Disclaimer: This blog post has little to do with Bearmageddon or drawing comics.  Also, I feel like I risk sounding egotistical in some of the things I write below.  I am attempting to write about being a big brother, and that means to write about being looked up to.  I want to write honestly, with humility but not false modesty.  I’ve done my best, but you can be the judge.  Also, because this blog is about brothers, it is about boys.  I love my sisters dearly, and some of this applies to them as well, but I am speaking mainly from the experience of growing up in a house of brothers.  I also write a lot about the dark side of being a musician, and I do not mean to paint all musicians in this way, but only those who truly believe they are the super-humans fans make them out to be.

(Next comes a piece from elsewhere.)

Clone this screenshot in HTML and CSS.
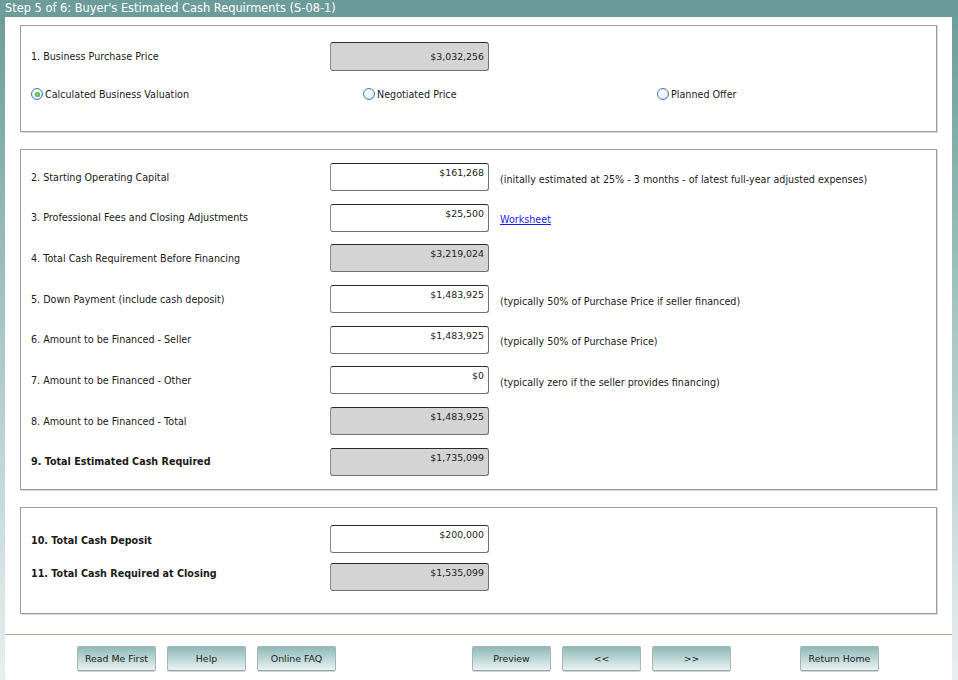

The character Louis is meant to embody not only my own three younger male siblings, but he is a nod to the young male fans that used to show up at my band’s rock concerts.  That is why he is wearing a Lunaractive hoodie, which was the name of my band.  A lot of the kids that came to our shows had that hairstyle, and even though it bears a resemblance to Malachai in some way, it was actually those kids who inspired it.  Much like being a big brother, being in a rock band tends to put you into a position in which, whether you like it or not, you are seen by some as a kind of super hero or mini god.  I do not attribute to myself these things in the least, but I can say it from the experience of being called a hero on more than one occasion, and in my own experience of how I viewed my own favorite rock stars (especially those in my own home town who were close enough to touch but still so far away I could never be “one of them”).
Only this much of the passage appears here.